私が子供の頃はむかついた時に近くにいた子供を殴ることが教育と呼ばれていました。子供は機嫌の悪い大人に殴られるのが当たり前だったんです。素直な子供だと自分が悪かったと勝手に思い込むことも多かったですが、私は小学生の頃から口論で大人に負けることのない賢しい性質だったので、大人の言い分の方がおかしい場面をたくさん見てきました。今はどんな理由であれ、大人がいきなり子供を殴るのはアウトでしょう。

そんな感じで、昔に比べたら子供の扱いも子育て世帯への風当たりもはるかにマシになっているのが実情だと思います。昔は酷いのが当たり前だったから、誰もそれが酷いなんて言い出さなかっただけです。徐々にそう思う人が増えてきて、今はようやくそういった人達が派閥を持てるくらいになって、その意見に耳を傾ける人も出てきたという所です。まだ少数派なので厳しいと感じる人がいるかもしれませんが、「昔に比べて」なんて言うのは事実誤認です。

価値観が昔と違うことに気付かず、今の価値観で昔を見てるから「酷いこと言う人が居なかった」=「優しい人が多かった」と勘違いしてるだけです。「酷いこと言う人が居なかった」=「酷い人ばかりでそれが普通だった」が正解です。

 

そういう意味では東日本大震災の時に略奪が起きなかったことを素晴らしいという人が居ますが、それは確かに素晴らしいことなんだけど、「今の日本」限定のことだということも忘れちゃいけません。

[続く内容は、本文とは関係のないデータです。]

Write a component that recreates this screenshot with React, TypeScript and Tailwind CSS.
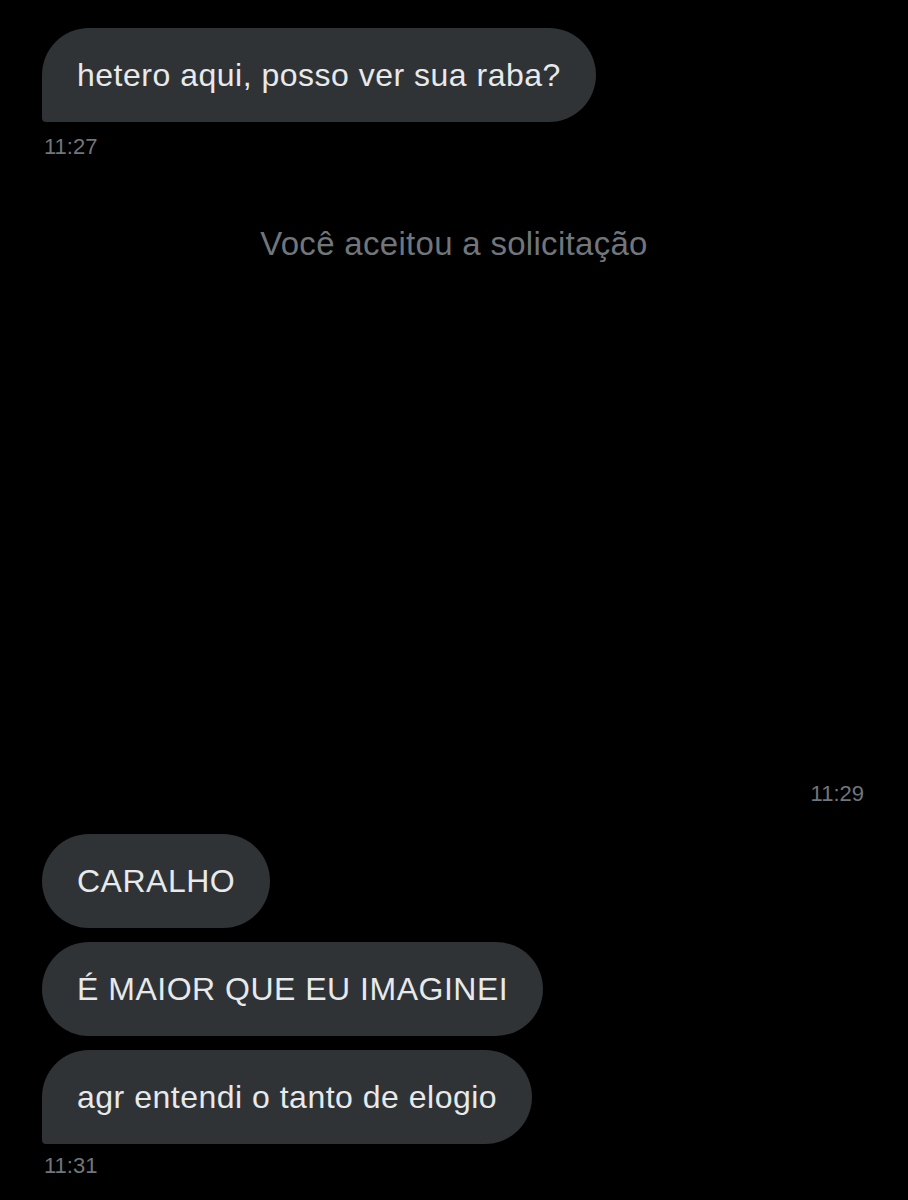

あれが日本の伝統なんて勘違いしないでくださいよ。関東大震災でどんなことが起きたかちょっと調べれば、そんな勘違いは出来ないはずなんですけどねぇ。今の日本は誇らしいですが、昔の日本も同じと思ってはいけません。この二十年程でようやく誇れる国に成長したんです。若い人がそれに気づけないのは仕方のないことかもしれませんが・・・

 

時代の変化に気付かなかったと言えば、先週のアレは酷かったですね。女性の輝く時代がどーたらで鳴り物入りで閣僚になって、あっという間に辞任に追い込まれてたアレです。いやあれだけニュースに取り上げられたら、ある意味輝いていたのかも知れませんが・・・

アレも二十年くらい前なら問題は無かったんですよ。政治資金のごたごたなんて余程の大金でもない限り、選挙で負ければ政治屋への忠誠を誓うために警察がしょっ引くことはよくありましたが、あの程度の金額なら皆がやってることだからスルーされてたんですよ。徐々に徐々にその辺の追求も厳しくなってきて、今じゃ完全にアウトの領域だった訳ですが、彼女のスタッフも含めて父親が総理をやってた頃からその辺の感覚が変ってなかったんでしょうね。

 

そんなことにならないよう、たまには昔を思い出して何が変ったのか確認してみるのもよいと思うのです。